> [WHAT YOU WILL DO] Pull each line holding the word "components" from the data.

> [DATASET CONTENT]
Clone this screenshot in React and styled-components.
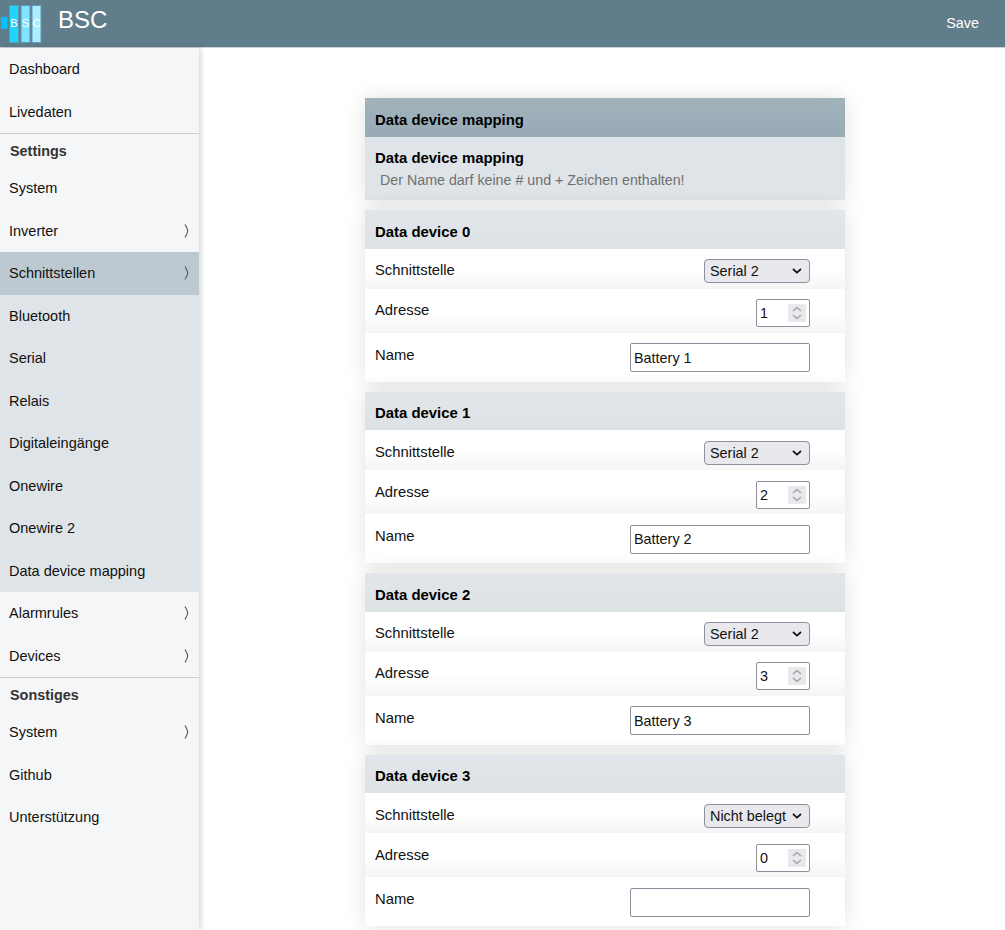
import React from "react"
import styled, { createGlobalStyle } from "styled-components"

const selectArrow =
  "data:image/svg+xml," +
  encodeURIComponent(
    '<svg xmlns="http://www.w3.org/2000/svg" width="10" height="6"><path d="M1 1l4 3.6L9 1" fill="none" stroke="#111" stroke-width="1.7"/></svg>'
  )

const GlobalStyle = createGlobalStyle`
  html, body {
    margin: 0;
    padding: 0;
    height: 930px;
    overflow: hidden;
    background: #fff;
    font-family: "Liberation Sans", Arial, sans-serif;
  }
  * { box-sizing: border-box; }
`

const Header = styled.header`
  height: 48px;
  display: flex;
  align-items: center;
  justify-content: space-between;
  padding: 0 26px 2px 0;
  background: #607d8b;
  border-bottom: 1px solid #c9d2d7;
`

const Brand = styled.div`
  display: flex;
  align-items: center;
  gap: 16px;
  color: #fff;
  font-size: 24px;

  span {
    margin-top: -6px;
  }
`

const SaveButton = styled.button`
  border: 0;
  padding: 0;
  background: none;
  color: #fff;
  font: 14.4px "Liberation Sans", Arial, sans-serif;
`

const Shell = styled.div`
  display: flex;
  height: 882px;
`

const Sidebar = styled.nav`
  flex: 0 0 199px;
  background: #f5f6f8;
  box-shadow: 2px 0 5px rgba(0, 0, 0, 0.16);
  padding-top: 0.2px;
`

const NavItem = styled.div`
  height: 42.5px;
  display: flex;
  align-items: center;
  justify-content: space-between;
  padding: 0 10px 0 9px;
  font-size: 14.5px;
  color: #111;
  background: ${p => (p.$active ? "#bdc9d1" : p.$sub ? "#dfe4e8" : "transparent")};
`

const NavTitle = styled.div`
  height: 34px;
  padding: 8.5px 10px 0;
  font-size: 14.4px;
  font-weight: bold;
  color: #333;
  border-top: 1px solid #ccc;
`

const Main = styled.main`
  flex: 1;
  display: flex;
  justify-content: center;
  padding: 50px 0 0 0;
`

const Column = styled.div`
  width: 480px;
  margin-left: 6px;
  display: flex;
  flex-direction: column;
  gap: 10px;
`

const Card = styled.section`
  background: #fff;
  box-shadow: 0 0 20px rgba(0, 0, 0, 0.12);
`

const CardHeader = styled.div`
  height: ${p => (p.$top ? 39 : 38.5)}px;
  display: flex;
  align-items: center;
  padding: 5px 10px 0;
  font-size: 14.9px;
  font-weight: bold;
  color: #000;
  background: ${p => (p.$top ? "linear-gradient(#a1b2bb, #98abb4)" : "linear-gradient(#e2e6ea, #dde2e5)")};
`

const Intro = styled.div`
  height: 63px;
  padding: 13px 10px 0;
  background: #dfe4e8;
`

const IntroTitle = styled.div`
  font-size: 14.9px;
  font-weight: bold;
  color: #000;
`

const IntroText = styled.div`
  margin: 6px 0 0 5px;
  font-size: 14.25px;
  color: #707070;
`

const Row = styled.div`
  display: flex;
  align-items: flex-start;
  justify-content: space-between;
  height: ${p => p.$height}px;
  padding: 10.5px 35px 0 10px;
  font-size: 14.8px;
  color: #111;
  background: linear-gradient(#fff 50%, ${p => (p.$last ? "#fff" : "#f5f5f5")});
`

const Label = styled.span`
  margin-top: ${p => p.$offset}px;
`

const Select = styled.select`
  appearance: none;
  height: 24px;
  width: 106px;
  font: 14.4px "Liberation Sans", Arial, sans-serif;
  padding: 0 0 0 5px;
  color: #111;
  background: #e9e9ed url("${selectArrow}") no-repeat right 7px center;
  border: 1px solid #8f8f9d;
  border-radius: 4px;
`

const TextInput = styled.input`
  display: block;
  width: ${p => p.$width}px;
  height: ${p => (p.type === "number" ? 28 : 29)}px;
  font: 14.4px "Liberation Sans", Arial, sans-serif;
  padding: 1px 3px;
  color: #111;
  background: #fff;
  border: 1px solid #8f8f9d;
  border-radius: 2px;
  appearance: textfield;

  &::-webkit-inner-spin-button {
    appearance: none;
  }
`

const NumberField = styled.div`
  position: relative;
`

const Spinner = styled.svg`
  position: absolute;
  top: 5px;
  right: 4px;
  pointer-events: none;
`

const Chevron = () => (
  <svg width="5" height="14" viewBox="0 0 5 14">
    <path d="M1 0.5C2.6 3.5 3.7 5.2 3.7 7S2.6 10.5 1 13.5" fill="none" stroke="#555" strokeWidth="1.1" />
  </svg>
)

const SpinnerIcon = () => (
  <Spinner width="18" height="18" viewBox="0 0 18 18">
    <rect width="18" height="18" fill="#e9e9ed" />
    <path d="M5 7l4-3.5L13 7M5 11l4 3.5 4-3.5" fill="none" stroke="#a3a3ab" strokeWidth="1.6" />
  </Spinner>
)

const Logo = () => (
  <svg width="42" height="42" viewBox="0 0 42 42">
    <rect x="1" y="15" width="6.5" height="12" fill="#00c3ff" stroke="#4f95ad" strokeWidth="0.6" />
    <rect x="9.5" y="3.5" width="9" height="37" fill="#22d3ff" stroke="#5b9ab0" />
    <rect x="21" y="3.5" width="9" height="37" fill="#80e3ff" stroke="#5b9ab0" />
    <rect x="32" y="3.5" width="9" height="37" fill="#abeeff" stroke="#5b9ab0" />
    <g fontSize="11" fill="#fff" fontFamily="Liberation Sans" textAnchor="middle">
      <text x="14" y="25">B</text>
      <text x="25.5" y="25">S</text>
      <text x="36.5" y="25">C</text>
    </g>
  </svg>
)

const devices = [
  { id: 0, port: "Serial 2", address: 1, name: "Battery 1" },
  { id: 1, port: "Serial 2", address: 2, name: "Battery 2" },
  { id: 2, port: "Serial 2", address: 3, name: "Battery 3" },
  { id: 3, port: "Nicht belegt", address: 0, name: "" },
]

const App = () => {
  return (
    <>
      <GlobalStyle />
      <Header>
        <Brand>
          <Logo />
          <span>BSC</span>
        </Brand>
        <SaveButton>Save</SaveButton>
      </Header>
      <Shell>
        <Sidebar>
          <NavItem>Dashboard</NavItem>
          <NavItem>Livedaten</NavItem>
          <NavTitle>Settings</NavTitle>
          <NavItem>System</NavItem>
          <NavItem>Inverter<Chevron /></NavItem>
          <NavItem $active>Schnittstellen<Chevron /></NavItem>
          {["Bluetooth", "Serial", "Relais", "Digitaleingänge", "Onewire", "Onewire 2", "Data device mapping"].map(item => (
            <NavItem $sub key={item}>{item}</NavItem>
          ))}
          <NavItem>Alarmrules<Chevron /></NavItem>
          <NavItem>Devices<Chevron /></NavItem>
          <NavTitle>Sonstiges</NavTitle>
          <NavItem>System<Chevron /></NavItem>
          <NavItem>Github</NavItem>
          <NavItem>Unterstützung</NavItem>
        </Sidebar>
        <Main>
          <Column>
            <Card>
              <CardHeader $top>Data device mapping</CardHeader>
              <Intro>
                <IntroTitle>Data device mapping</IntroTitle>
                <IntroText>Der Name darf keine # und + Zeichen enthalten!</IntroText>
              </Intro>
            </Card>
            {devices.map(device => (
              <Card key={device.id}>
                <CardHeader>Data device {device.id}</CardHeader>
                <Row $height={40}>
                  <Label $offset={3}>Schnittstelle</Label>
                  <Select defaultValue={device.port}>
                    <option>Serial 2</option>
                    <option>Nicht belegt</option>
                  </Select>
                </Row>
                <Row $height={44}>
                  <Label $offset={3}>Adresse</Label>
                  <NumberField>
                    <TextInput type="number" $width={54} defaultValue={device.address} />
                    <SpinnerIcon />
                  </NumberField>
                </Row>
                <Row $height={49} $last>
                  <Label $offset={3.5}>Name</Label>
                  <TextInput type="text" $width={180} defaultValue={device.name} />
                </Row>
              </Card>
            ))}
          </Column>
        </Main>
      </Shell>
    </>
  )
}

export default App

> [REPLY TO THE TASK]
Clone this screenshot in React and styled-components.
import styled, { createGlobalStyle } from "styled-components"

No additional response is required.